You’ve worked hard throughout your life to increase the value of your assets, and you want to use them to secure the well-being of your family and to help the charities you support. Leaving a gift in your will to a charity will extend a lifetime of support and ensure your values and compassion continue to be felt for years. A gift to TRAS will provide future generations of children with the means to build a better life.
GIFTS TO CHARITY
You may use a variety of methods to make your gift, such as designating a percentage, a specific amount or the residue of your estate to a charity. The residual value of the estate is the amount remaining after payment of all outstanding debts, expenses, income taxes and any specific bequests.
Giving options include:
- Cash gifts
- Life insurance
- Publicly traded stocks, mutual funds and bonds
- RRSPs /RRIFs/ TFSAs
Gifts of cash can be handled in any of the methods listed above
If you have life insurance policies that you no longer need to protect your family or an asset, you could use them to make a charitable gift. If they’re whole life or universal life policies, they may have a substantial cash surrender value.
When you name TRAS as a beneficiary of an insurance policy, the policy isn’t considered a part of your estate and so isn’t subject to probate. As a result, the proceeds will be forwarded to TRAS more quickly than if the money were to go through the estate, another advantage of choosing this option. Whether a charitable gift or not, a life insurance benefit isn’t subject to tax.
Publicly traded stocks, mutual funds and bonds
You can make a gift of publicly traded shares, stocks, mutual fund units and bonds through your estate. This can provide the estate with significant tax saving, if these investments are worth more at the time of your death that when you purchased them. Make sure your will gives your executor the option to make these donations in-kind. In this instance declaring your shares, stocks etc. as a gift-in-kind will eliminate capital gains tax.
RRSPs, RRIFs and TFSAs
You can name TRAS as a beneficiary of your RRSPs, RRIFs and TFSAs. For an RRSP or RRIF, although your estate must still declare the registered retirement funds as income, the tax credit generated by the charitable receipt can offset any taxes that are due on the income. As is the case with life insurance policies, making TRAS the beneficiary of a retirement fund means that the money will usually be received and put to use more quickly than if it flows through an estate and isn’t subject to probate.

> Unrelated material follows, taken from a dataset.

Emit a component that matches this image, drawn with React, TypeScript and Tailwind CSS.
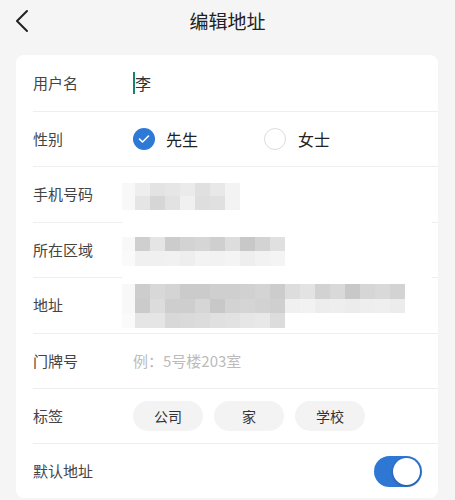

TAX CONSIDERATION FOR GIFTS TO A CHARITY
There are considerable tax benefits to leaving a gift to a registered charity. Your estate can use the receipts issued to reduce or eliminate taxes owed. During your lifetime, you can use charitable receipts for up to 75% of your net income in a year to offset taxes owing. However, your estate can use charitable receipts for up to 100% of your net income in the year of your death. Your executor may re-file your tax return for the year prior to your death if there are more charitable receipts than required to eliminate taxes in the year you passed away.
Tax laws also allow you to minimize or eliminate taxes to your estate through in-kind donations of mutual funds, bonds or publicly traded stocks, as well as direct designation of life insurance policies, RRSPs, RRIFs or TFSAs.
Tax credits gained through charitable donations provide a valuable and responsible tax-planning tool during your lifetime and for your estate.
Thank you for considering a gift to TRAS in your will!
The information contained is general in nature and is not a substitute for independent legal advice. We recommend you seek independent counsel before making a planned gift.